Entah itu menonton, membersihkan rumah, atau memasak. Itu kita lakukan dengan inisiatif sendiri, sehingga kita bisa menyadari karakter masing-masing. Kalau ada sifat jelek, kita perbaiki pelan-pelan sambil memaklumi kesalahan yang terjadi."
Kalau pemahaman bersama antar-keluarga?
Aku dan istri sama-sama anak pertama. Hubungan pernikahan kami pun jadi pengalaman pertama orang tua kami masing-masing untuk menikahkan anaknya. Mereka berpikiran terbuka dengan saling menghargai adat masing-masing. Istriku orang Jawa dan aku orang Lombok.
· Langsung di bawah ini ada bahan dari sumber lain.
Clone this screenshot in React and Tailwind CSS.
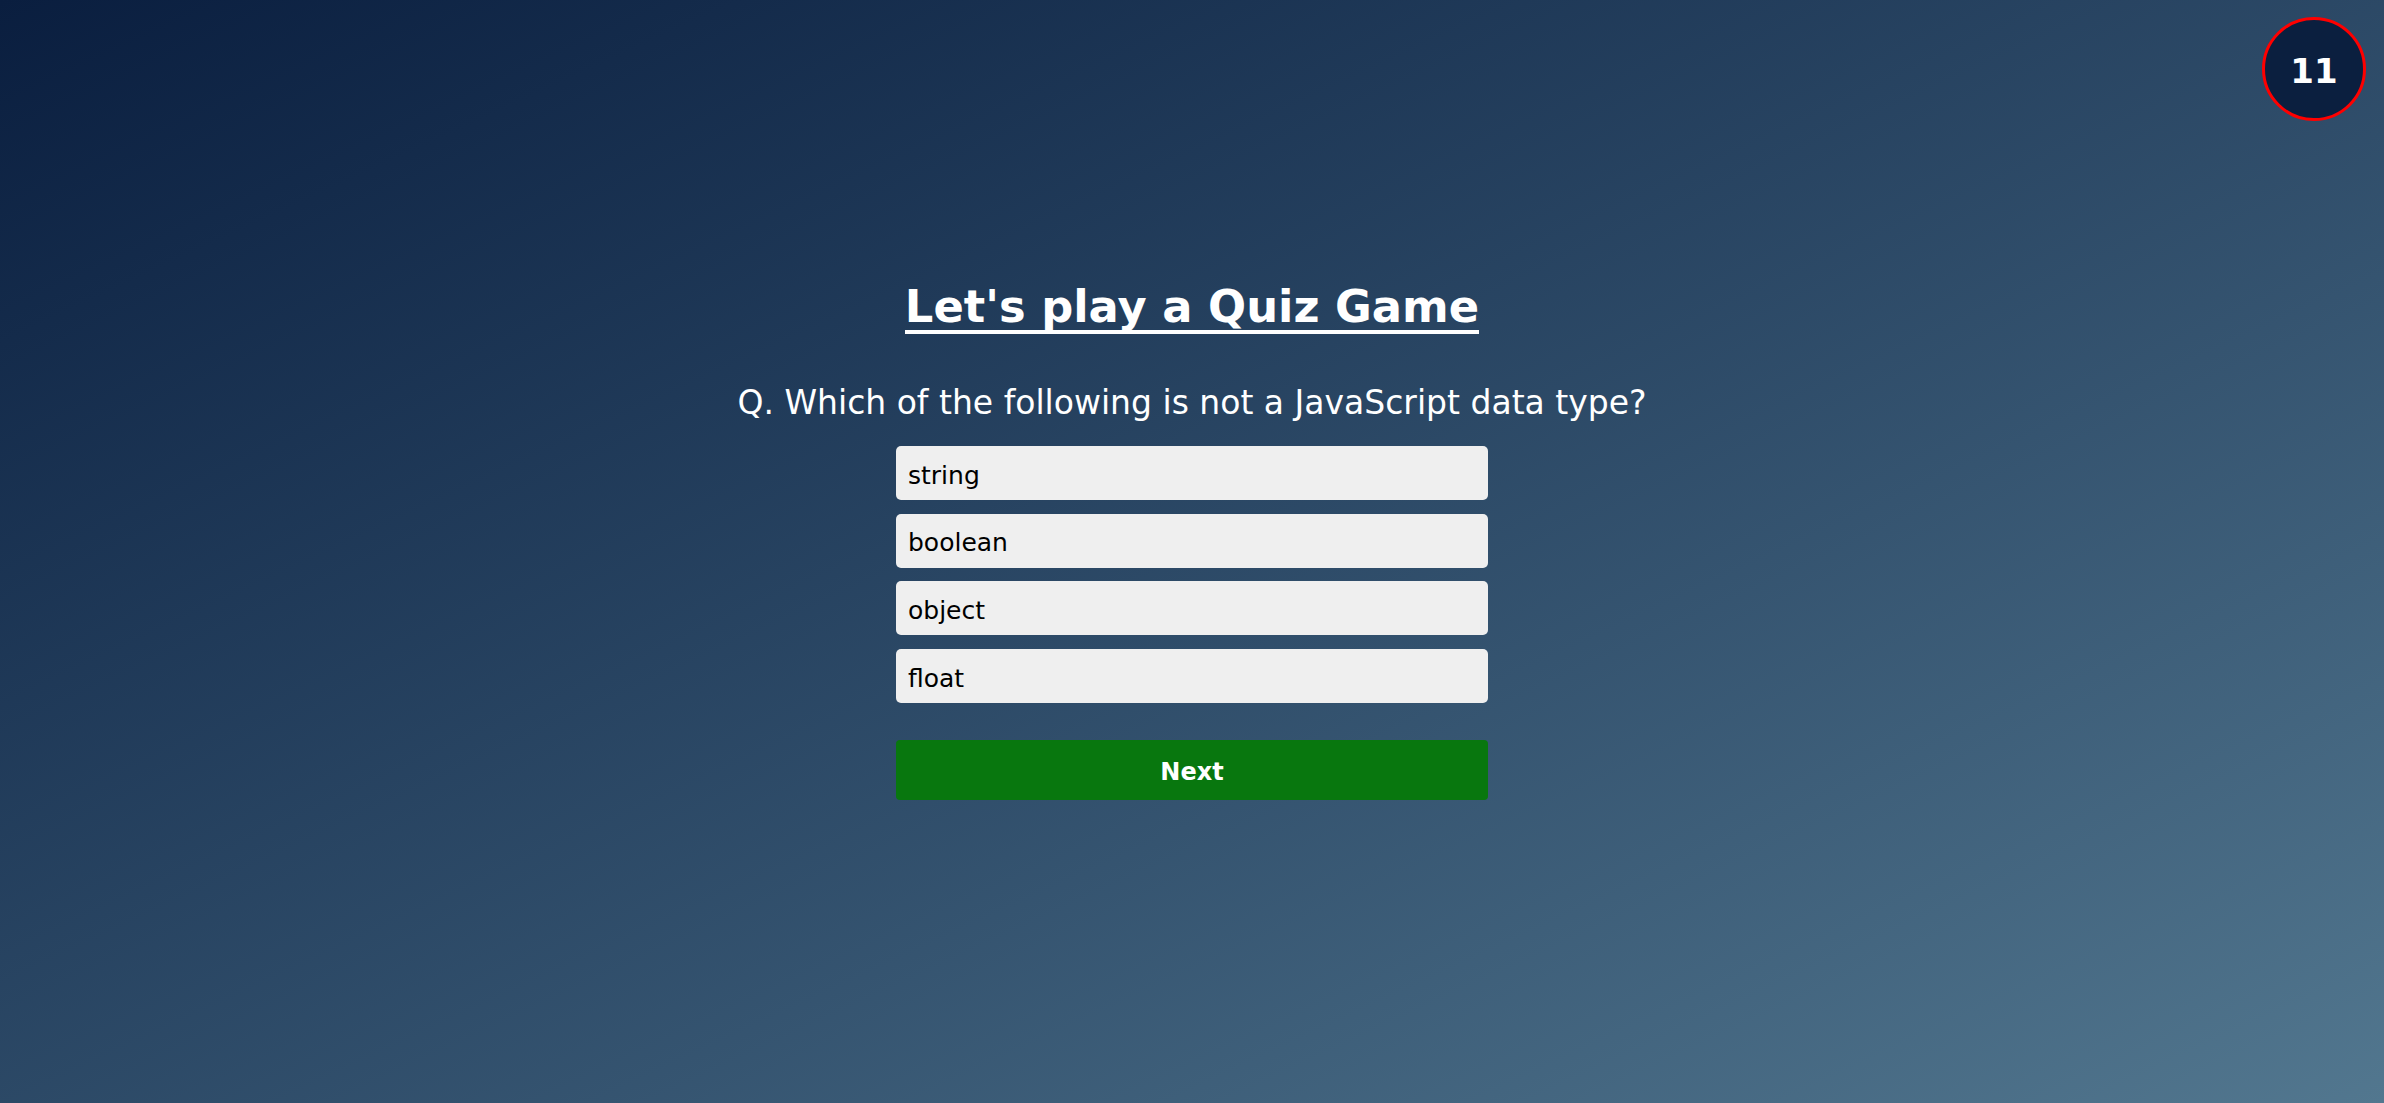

Misalnya dalam adat Jawa pernikahan dilangsungkan beberapa bulan lamanya setelah lamaran. Sementara di adat Lombok tempat aku berasal, lamaran sekarang maka pernikahannya bisa langsung terjadi di minggu depan. Pihak keluarga membicarakan keinginan masing-masing untuk dirembug bersama. Tidak pernah ada konflik kebudayaan karena kita selalu membicarakan uneg-uneg kita untuk didiskusikan bersama.
Apa sih yang paling menghabiskan enegi dalam membina hubungan selama ini?
Aku bisa selama 24 jam penuh bareng bersama istri selama seminggu untuk urusan pekerjaan dan rumah. Itu posisi yang rawan kebosanan dan gesekan. Baik dalam hal besar maupun kecil sekalipun. Macam mengganti lampu yang sudah mati bisa berujung pada percekcokan.
Aku dan istriku sepakat untuk menyelesaikan masalah saat itu juga. Bila sudah terlalu panas, biasanya kita akan mengambil jarak untuk menjauh sebentar. Jarak itu akan membuat masing-masing berpikir, "Kenapa sih aku tadi harus marah-marah? Apa masalahnya?". Saat kita tidak berdekatan malah justru terjadi introspeksi dalam diri masing-masing."
Seperti apa yang Indrian Koto katakan dalam puisinya, "Jarak menciptakan rindu".